Anche in Italia si sono finalmente mosse le acque. L’associazione Italiana Ambasciatori del gusto e l’Ordine degli Psicologi del Lazio hanno iniziato insieme uno studio per capire meglio le ripercussioni di questo lavoro su imprenditori, chef, personale di cucine e di sala. Il risultato della ricerca, fruibile online, è frutto di dati raccolti tramite interviste e questionari. Grazie ai risultati, e con l’aiuto del team di psicologi, sono stati riportati esempi e soluzioni che potrebbero migliorare la situazione.
Superar il problema dei disturbi legati a questo lavoro può essere complicato, ma iniziando a fare delle scelte che possano aiutare il personale, è una mossa chiave per fare la differenza.
Cosa fare con il Burnout di Chef e Camerieri
Un grosso aiuto può essere dato con l’appoggio di uno psicologo o un councellor, una figura professionale fondamentale per migliorare il benessere psicofisico dei lavoratori all’interno di un locale. Un altro modo potrebbe essere di ridurre le ore settimanali, organizzando orari di lavoro che permettano alle persone di avere più tempo libero, e di conseguenza, essere più produttivi sul lavoro. La gestione e la cura del “fattore umano”, che è sempre stato poco considerato fino agli ultimi anni, deve diventare una delle priorità all’interno di un locale.
Programmi televisivi e documentari hanno cambiato negli ultimi anni il modo di vedere il lavoro del cuoco. Sebbene questi programmi pongono la vita degli chef, o aspiranti tali, sotto i riflettori, nella realtà non mostrano tutti gli aspetti di questo lavoro: lavorare in cucina non è come si vede sugli schermi. Gli spettacoli televisivi dovrebbero iniziare a educare di più le persone sul vero mondo della ristorazione, per permettere di capirlo e apprezzarlo meglio.

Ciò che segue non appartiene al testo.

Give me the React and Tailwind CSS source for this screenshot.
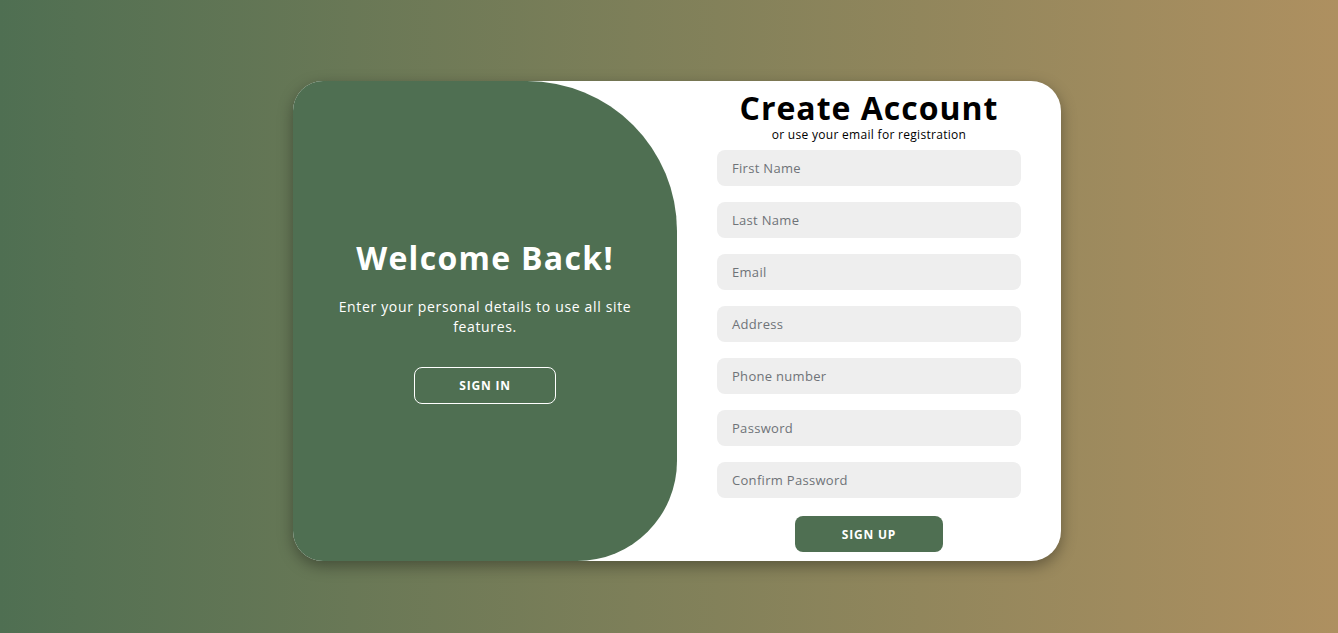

Suggerimenti per il proprio benessere psicofisico in cucina
In relazione dati emersi, risulta opportuno proporre alcune attività che permettono di affrontare le difficoltà che affliggono chi si trova in questo settore.

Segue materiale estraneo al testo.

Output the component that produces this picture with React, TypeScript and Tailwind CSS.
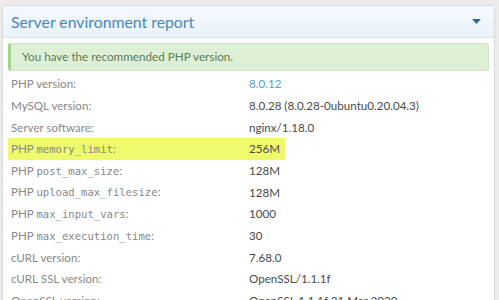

Il primo passo consiste nel prendere atto e consapevolezza del disagio psichico personale. Per farlo bisogna fare attenzione a tre diverse fonti di informazioni: il nostro corpo in grado di inviarci segnali, quali mal di testa, insonnia, disturbi di stomaco; le persone che ci circondano e che possono trasmetterci consigli e critiche nei confronti del nostro disagio; le attività quotidiane che svogliamo e che possono presentarsi come particolarmente faticose quando in precedenza non lo erano.
Il secondo passo consiste nel mettere a fuoco il nostro stato mentale e dunque le proprie emozioni e i propri pensieri, in particolar modo quelli che sono avvertiti come negativi che ci incastrano in un circolo vizioso di interrogativi, sofferenze ed emozioni spiacevoli, in modo da potersene gradualmente distaccare.
Il terzo e ultimo passo consiste nell’intervenire e modificare concretamente alcuni aspetti pratici della vita quotidiana, in modo da mantenere e migliorare l’attività della ristorazione anche nei momenti di difficoltà.